Source data:
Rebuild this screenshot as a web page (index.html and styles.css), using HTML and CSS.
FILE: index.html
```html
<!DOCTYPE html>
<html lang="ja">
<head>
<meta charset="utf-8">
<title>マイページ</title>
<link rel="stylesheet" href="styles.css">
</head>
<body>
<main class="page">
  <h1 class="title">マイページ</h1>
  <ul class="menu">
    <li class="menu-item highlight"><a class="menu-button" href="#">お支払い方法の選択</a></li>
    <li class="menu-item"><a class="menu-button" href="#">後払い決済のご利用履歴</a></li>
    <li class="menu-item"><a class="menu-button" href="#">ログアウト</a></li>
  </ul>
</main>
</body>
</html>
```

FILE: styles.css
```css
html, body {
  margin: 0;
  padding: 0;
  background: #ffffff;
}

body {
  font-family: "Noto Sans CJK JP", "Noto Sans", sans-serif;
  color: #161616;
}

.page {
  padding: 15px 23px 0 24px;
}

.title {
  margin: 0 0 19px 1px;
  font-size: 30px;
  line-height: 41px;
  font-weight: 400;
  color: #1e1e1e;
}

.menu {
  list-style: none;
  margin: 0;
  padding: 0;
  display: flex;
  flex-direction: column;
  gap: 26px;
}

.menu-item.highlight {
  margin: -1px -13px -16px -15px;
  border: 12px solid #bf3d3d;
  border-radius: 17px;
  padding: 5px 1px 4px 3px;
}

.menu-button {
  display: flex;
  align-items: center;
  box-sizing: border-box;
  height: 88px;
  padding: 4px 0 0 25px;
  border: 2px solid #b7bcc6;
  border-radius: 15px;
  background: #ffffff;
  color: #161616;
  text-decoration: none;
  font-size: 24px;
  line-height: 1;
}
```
...
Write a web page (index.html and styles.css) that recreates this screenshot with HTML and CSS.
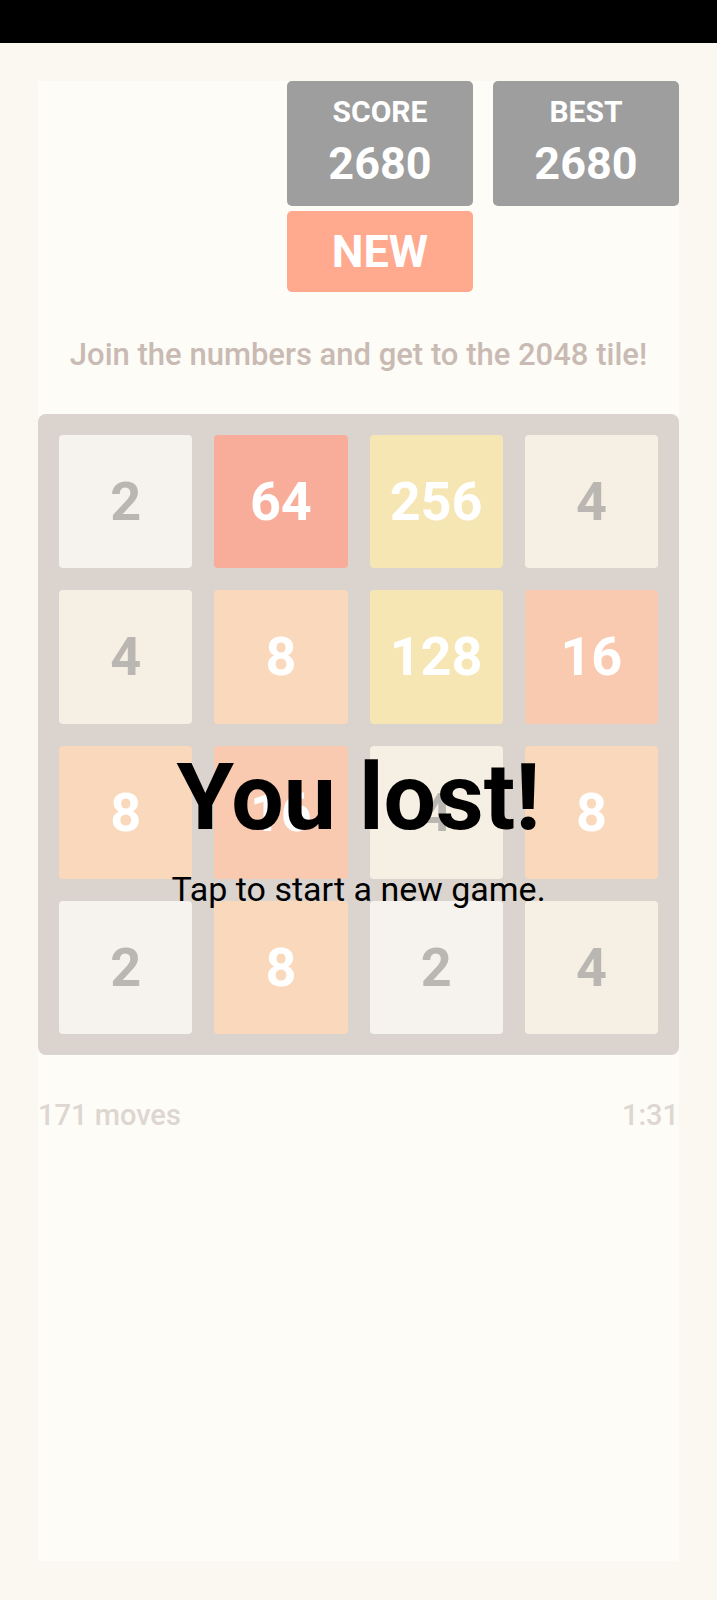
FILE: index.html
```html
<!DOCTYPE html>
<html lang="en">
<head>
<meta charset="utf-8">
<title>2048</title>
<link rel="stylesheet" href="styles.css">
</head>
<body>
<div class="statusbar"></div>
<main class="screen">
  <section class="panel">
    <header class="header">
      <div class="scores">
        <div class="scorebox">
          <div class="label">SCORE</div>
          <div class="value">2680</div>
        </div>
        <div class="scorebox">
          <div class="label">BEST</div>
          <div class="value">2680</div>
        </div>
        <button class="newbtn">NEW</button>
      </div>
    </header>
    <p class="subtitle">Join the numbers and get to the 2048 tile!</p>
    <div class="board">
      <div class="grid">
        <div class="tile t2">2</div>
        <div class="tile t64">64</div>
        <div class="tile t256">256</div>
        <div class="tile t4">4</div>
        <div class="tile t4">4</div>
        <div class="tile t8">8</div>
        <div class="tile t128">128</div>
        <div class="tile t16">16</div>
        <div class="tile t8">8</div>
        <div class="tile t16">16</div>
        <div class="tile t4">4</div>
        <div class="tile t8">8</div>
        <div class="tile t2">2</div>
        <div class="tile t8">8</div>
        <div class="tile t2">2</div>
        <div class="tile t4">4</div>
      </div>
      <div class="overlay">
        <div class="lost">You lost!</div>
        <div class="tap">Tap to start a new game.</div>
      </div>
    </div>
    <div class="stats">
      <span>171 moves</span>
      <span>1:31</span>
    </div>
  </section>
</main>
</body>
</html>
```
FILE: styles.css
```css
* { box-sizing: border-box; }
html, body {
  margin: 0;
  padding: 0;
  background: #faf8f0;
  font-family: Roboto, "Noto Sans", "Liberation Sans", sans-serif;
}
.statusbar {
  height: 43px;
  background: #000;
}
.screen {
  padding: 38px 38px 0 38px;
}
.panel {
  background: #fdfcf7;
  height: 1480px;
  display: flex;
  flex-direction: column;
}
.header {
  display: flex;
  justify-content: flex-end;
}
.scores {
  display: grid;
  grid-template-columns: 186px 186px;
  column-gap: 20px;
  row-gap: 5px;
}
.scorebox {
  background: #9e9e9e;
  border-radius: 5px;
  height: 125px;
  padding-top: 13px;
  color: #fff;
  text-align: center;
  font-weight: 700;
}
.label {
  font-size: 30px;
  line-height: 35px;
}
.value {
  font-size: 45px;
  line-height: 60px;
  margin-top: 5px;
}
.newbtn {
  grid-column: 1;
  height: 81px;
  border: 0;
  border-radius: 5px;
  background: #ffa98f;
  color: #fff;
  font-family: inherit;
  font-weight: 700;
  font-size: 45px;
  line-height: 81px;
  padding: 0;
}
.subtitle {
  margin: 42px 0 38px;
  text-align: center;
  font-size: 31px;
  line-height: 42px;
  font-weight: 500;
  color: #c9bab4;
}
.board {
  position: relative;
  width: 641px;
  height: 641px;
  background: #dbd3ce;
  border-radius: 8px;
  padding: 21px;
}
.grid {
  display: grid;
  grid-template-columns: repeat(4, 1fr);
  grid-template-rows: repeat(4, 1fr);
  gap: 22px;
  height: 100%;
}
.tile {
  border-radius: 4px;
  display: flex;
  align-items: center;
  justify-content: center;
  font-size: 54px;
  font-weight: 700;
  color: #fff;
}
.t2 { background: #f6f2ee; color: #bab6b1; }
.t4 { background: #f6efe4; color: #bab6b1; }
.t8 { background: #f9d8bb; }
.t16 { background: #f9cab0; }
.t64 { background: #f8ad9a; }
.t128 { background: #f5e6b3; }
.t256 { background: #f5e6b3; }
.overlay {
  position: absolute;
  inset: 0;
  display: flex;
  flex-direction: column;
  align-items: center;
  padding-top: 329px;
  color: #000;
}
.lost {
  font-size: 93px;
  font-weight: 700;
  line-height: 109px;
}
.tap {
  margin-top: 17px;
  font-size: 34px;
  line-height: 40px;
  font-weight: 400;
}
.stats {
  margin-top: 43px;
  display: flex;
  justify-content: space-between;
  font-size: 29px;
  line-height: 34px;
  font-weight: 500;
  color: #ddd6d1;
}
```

• **Aim**:
State only the number of lines in these entries that contain "index".

• **Finished exercise**:
4